**Given instruction:** Your task is to count the lines of the entries below that include the word "image" and to give only the resulting number.

[start Records shown]

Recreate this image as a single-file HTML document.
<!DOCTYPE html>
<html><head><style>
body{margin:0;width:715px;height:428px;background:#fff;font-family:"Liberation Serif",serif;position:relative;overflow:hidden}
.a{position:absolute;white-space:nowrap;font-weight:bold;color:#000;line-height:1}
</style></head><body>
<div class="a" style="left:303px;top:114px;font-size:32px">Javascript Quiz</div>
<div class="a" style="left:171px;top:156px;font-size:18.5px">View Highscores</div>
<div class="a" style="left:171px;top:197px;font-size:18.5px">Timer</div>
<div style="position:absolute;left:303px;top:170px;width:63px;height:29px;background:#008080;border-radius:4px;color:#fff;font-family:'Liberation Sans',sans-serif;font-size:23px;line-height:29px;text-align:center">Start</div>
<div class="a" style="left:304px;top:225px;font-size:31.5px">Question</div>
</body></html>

[end Records shown]
[start Records shown]

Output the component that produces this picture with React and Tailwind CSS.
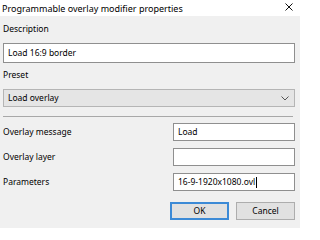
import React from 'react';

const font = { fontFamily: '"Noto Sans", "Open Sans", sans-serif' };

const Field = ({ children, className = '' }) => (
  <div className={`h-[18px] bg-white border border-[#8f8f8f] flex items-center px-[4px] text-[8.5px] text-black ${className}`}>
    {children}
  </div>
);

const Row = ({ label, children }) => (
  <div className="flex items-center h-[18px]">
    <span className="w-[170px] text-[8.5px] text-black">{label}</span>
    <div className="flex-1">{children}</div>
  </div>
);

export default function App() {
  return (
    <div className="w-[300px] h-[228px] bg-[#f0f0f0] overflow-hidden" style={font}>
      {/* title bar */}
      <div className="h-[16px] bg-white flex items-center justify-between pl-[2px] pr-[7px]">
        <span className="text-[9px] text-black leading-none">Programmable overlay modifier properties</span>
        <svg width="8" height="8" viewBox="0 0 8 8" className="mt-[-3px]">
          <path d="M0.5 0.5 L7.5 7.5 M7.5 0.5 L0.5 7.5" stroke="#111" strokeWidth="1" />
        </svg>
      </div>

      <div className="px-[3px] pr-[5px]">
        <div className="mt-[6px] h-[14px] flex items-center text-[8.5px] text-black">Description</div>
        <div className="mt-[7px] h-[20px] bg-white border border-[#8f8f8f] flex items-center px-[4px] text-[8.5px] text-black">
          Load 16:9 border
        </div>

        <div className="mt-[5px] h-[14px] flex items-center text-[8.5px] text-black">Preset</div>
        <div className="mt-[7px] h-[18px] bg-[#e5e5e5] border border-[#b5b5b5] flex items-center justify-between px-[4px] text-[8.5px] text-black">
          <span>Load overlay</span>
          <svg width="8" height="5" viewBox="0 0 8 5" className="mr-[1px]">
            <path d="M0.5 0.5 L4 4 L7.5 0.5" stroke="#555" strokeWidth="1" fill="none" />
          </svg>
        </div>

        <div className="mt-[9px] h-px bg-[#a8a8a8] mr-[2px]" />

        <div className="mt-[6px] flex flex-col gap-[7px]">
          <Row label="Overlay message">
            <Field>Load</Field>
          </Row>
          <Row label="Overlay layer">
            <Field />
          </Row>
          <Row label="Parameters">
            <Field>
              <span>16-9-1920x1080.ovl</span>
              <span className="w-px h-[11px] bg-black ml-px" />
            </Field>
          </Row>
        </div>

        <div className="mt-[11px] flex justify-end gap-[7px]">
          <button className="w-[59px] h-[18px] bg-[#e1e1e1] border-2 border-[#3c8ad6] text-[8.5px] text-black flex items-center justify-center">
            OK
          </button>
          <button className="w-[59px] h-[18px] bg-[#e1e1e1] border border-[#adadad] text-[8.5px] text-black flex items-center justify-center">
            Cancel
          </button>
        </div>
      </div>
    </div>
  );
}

[end Records shown]
[start Records shown]

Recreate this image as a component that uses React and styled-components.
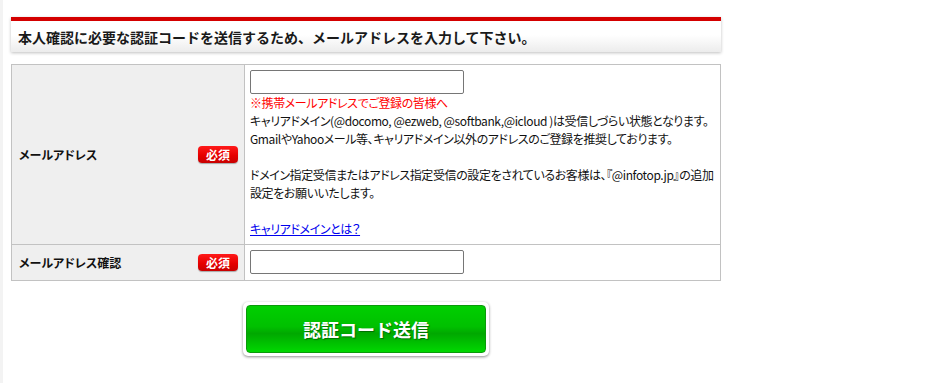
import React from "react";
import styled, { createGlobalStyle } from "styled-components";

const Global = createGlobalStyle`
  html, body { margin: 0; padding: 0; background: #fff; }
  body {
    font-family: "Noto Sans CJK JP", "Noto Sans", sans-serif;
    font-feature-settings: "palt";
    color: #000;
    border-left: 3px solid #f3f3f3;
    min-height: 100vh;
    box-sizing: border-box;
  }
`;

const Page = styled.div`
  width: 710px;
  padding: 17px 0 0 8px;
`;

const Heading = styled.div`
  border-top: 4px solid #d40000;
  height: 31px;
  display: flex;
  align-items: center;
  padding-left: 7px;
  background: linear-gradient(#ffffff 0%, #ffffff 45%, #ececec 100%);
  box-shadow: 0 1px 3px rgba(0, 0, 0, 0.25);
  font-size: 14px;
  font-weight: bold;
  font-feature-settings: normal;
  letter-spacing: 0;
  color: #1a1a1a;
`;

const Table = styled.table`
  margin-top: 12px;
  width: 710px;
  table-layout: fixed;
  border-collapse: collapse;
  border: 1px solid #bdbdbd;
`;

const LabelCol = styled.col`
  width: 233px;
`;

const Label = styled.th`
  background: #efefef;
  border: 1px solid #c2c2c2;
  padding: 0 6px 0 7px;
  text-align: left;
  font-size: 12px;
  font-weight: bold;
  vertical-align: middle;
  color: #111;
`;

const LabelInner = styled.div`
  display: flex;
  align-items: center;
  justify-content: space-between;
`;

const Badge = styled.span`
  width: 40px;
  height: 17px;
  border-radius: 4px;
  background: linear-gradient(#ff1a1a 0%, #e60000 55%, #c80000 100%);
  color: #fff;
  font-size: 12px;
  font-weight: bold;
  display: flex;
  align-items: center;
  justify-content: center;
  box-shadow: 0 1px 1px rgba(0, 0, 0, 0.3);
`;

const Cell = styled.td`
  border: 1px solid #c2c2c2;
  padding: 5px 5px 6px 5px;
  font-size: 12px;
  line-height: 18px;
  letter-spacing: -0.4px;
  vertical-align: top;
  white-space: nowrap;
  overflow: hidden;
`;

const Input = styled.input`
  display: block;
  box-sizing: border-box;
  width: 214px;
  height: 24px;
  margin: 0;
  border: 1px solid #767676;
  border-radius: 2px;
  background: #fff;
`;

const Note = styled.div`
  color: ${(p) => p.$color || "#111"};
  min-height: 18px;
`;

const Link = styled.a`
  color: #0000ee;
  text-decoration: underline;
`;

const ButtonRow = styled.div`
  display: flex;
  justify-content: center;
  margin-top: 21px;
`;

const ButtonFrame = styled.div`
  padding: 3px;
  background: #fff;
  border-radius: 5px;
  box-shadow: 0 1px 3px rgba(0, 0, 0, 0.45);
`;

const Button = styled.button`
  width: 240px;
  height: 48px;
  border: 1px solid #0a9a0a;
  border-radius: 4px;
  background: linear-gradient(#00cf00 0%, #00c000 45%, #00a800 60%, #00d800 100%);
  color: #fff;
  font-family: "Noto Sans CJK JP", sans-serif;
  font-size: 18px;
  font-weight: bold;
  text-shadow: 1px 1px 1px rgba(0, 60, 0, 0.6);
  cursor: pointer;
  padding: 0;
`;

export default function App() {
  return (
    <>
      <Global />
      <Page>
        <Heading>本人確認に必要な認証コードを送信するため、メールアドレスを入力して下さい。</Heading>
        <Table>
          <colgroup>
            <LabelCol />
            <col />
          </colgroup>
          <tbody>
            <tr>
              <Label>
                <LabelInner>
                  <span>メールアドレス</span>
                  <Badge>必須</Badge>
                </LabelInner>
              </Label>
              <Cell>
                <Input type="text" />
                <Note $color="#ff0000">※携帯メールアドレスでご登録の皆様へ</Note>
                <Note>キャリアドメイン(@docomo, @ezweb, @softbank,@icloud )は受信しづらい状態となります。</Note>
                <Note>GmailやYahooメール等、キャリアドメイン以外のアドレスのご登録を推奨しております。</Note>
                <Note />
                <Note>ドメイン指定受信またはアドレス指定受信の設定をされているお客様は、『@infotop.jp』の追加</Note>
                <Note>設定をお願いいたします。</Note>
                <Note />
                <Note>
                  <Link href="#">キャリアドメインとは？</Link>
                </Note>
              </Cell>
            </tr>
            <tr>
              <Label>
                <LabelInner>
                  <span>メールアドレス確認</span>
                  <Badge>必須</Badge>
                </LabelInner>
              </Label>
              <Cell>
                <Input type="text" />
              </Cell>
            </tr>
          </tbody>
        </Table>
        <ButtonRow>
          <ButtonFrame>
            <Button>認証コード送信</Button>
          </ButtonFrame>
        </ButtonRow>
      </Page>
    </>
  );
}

[end Records shown]

**The reply:** 2